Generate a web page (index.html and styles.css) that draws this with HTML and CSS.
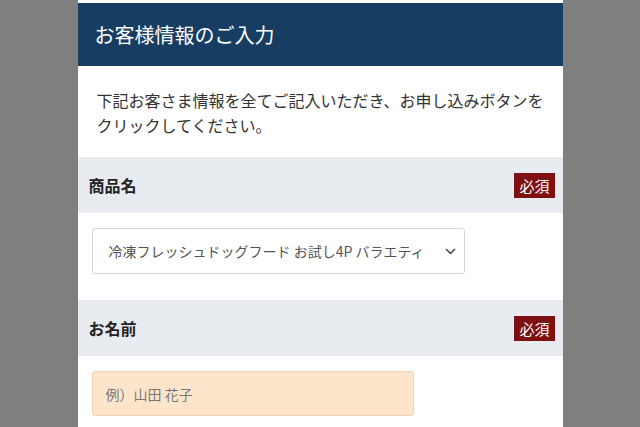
FILE: index.html
```html
<!DOCTYPE html>
<html lang="ja">
<head>
<meta charset="utf-8">
<link rel="stylesheet" href="styles.css">
</head>
<body>
<div class="panel">
  <div class="header">お客様情報のご入力</div>
  <p class="intro">下記お客さま情報を全てご記入いただき、お申し込みボタンをクリックしてください。</p>
  <div class="band"><span class="label">商品名</span><span class="badge">必須</span></div>
  <div class="field">
    <div class="select">
      <span class="select-text">冷凍フレッシュドッグフード お試し4P バラエティ</span>
      <svg class="chev" width="11" height="7" viewBox="0 0 11 7"><path d="M1 1 L5.5 5.5 L10 1" fill="none" stroke="#444" stroke-width="1.5"/></svg>
    </div>
  </div>
  <div class="band"><span class="label">お名前</span><span class="badge">必須</span></div>
  <div class="field">
    <div class="input">例）山田 花子</div>
  </div>
</div>
</body>
</html>
```

FILE: styles.css
```css
html, body {
  margin: 0;
  padding: 0;
}
body {
  background: #7f7f7f;
  font-family: "Noto Sans CJK JP", "Noto Sans", sans-serif;
  height: 427px;
  overflow: hidden;
}
.panel {
  width: 485px;
  margin: 0 auto;
  background: #fff;
  padding-top: 3px;
  min-height: 424px;
}
.header {
  height: 63px;
  background: #173e62;
  color: #fff;
  font-size: 20px;
  display: flex;
  align-items: center;
  padding-left: 17px;
}
.intro {
  margin: 0;
  padding: 22px 19px 19px 19px;
  font-size: 16px;
  line-height: 25px;
  color: #333;
}
.band {
  height: 56px;
  background: #e8ebef;
  display: flex;
  align-items: center;
  justify-content: space-between;
  padding: 0 8px 0 11px;
}
.label {
  font-size: 16px;
  font-weight: bold;
  color: #222;
}
.badge {
  background: #7d1010;
  color: #fff;
  font-size: 15px;
  line-height: 25px;
  padding: 0 5px;
}
.field {
  padding: 15px 14px 26px 14px;
}
.select {
  position: relative;
  width: 373px;
  height: 46px;
  box-sizing: border-box;
  border: 1px solid #d6d6d6;
  border-radius: 3px;
  display: flex;
  align-items: center;
  padding-left: 16px;
  font-size: 14px;
  color: #555;
}
.chev {
  position: absolute;
  right: 8px;
  top: 19px;
}
.input {
  width: 322px;
  height: 45px;
  box-sizing: border-box;
  background: #fde5cc;
  border: 1px solid #f2d2b2;
  border-radius: 3px;
  display: flex;
  align-items: center;
  padding-left: 13px;
  font-size: 14px;
  color: #777;
}
```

##########

- Work to do
Images in the data above are to be skipped. Retype all other material exactly.

- Solution
Generate a web page (index.html and styles.css) that draws this with HTML and CSS.
FILE: index.html
```html
<!DOCTYPE html>
<html lang="ja">
<head>
<meta charset="utf-8">
<link rel="stylesheet" href="styles.css">
</head>
<body>
<div class="panel">
  <div class="header">お客様情報のご入力</div>
  <p class="intro">下記お客さま情報を全てご記入いただき、お申し込みボタンをクリックしてください。</p>
  <div class="band"><span class="label">商品名</span><span class="badge">必須</span></div>
  <div class="field">
    <div class="select">
      <span class="select-text">冷凍フレッシュドッグフード お試し4P バラエティ</span>
      <svg class="chev" width="11" height="7" viewBox="0 0 11 7"><path d="M1 1 L5.5 5.5 L10 1" fill="none" stroke="#444" stroke-width="1.5"/></svg>
    </div>
  </div>
  <div class="band"><span class="label">お名前</span><span class="badge">必須</span></div>
  <div class="field">
    <div class="input">例）山田 花子</div>
  </div>
</div>
</body>
</html>
```

FILE: styles.css
```css
html, body {
  margin: 0;
  padding: 0;
}
body {
  background: #7f7f7f;
  font-family: "Noto Sans CJK JP", "Noto Sans", sans-serif;
  height: 427px;
  overflow: hidden;
}
.panel {
  width: 485px;
  margin: 0 auto;
  background: #fff;
  padding-top: 3px;
  min-height: 424px;
}
.header {
  height: 63px;
  background: #173e62;
  color: #fff;
  font-size: 20px;
  display: flex;
  align-items: center;
  padding-left: 17px;
}
.intro {
  margin: 0;
  padding: 22px 19px 19px 19px;
  font-size: 16px;
  line-height: 25px;
  color: #333;
}
.band {
  height: 56px;
  background: #e8ebef;
  display: flex;
  align-items: center;
  justify-content: space-between;
  padding: 0 8px 0 11px;
}
.label {
  font-size: 16px;
  font-weight: bold;
  color: #222;
}
.badge {
  background: #7d1010;
  color: #fff;
  font-size: 15px;
  line-height: 25px;
  padding: 0 5px;
}
.field {
  padding: 15px 14px 26px 14px;
}
.select {
  position: relative;
  width: 373px;
  height: 46px;
  box-sizing: border-box;
  border: 1px solid #d6d6d6;
  border-radius: 3px;
  display: flex;
  align-items: center;
  padding-left: 16px;
  font-size: 14px;
  color: #555;
}
.chev {
  position: absolute;
  right: 8px;
  top: 19px;
}
.input {
  width: 322px;
  height: 45px;
  box-sizing: border-box;
  background: #fde5cc;
  border: 1px solid #f2d2b2;
  border-radius: 3px;
  display: flex;
  align-items: center;
  padding-left: 13px;
  font-size: 14px;
  color: #777;
}
```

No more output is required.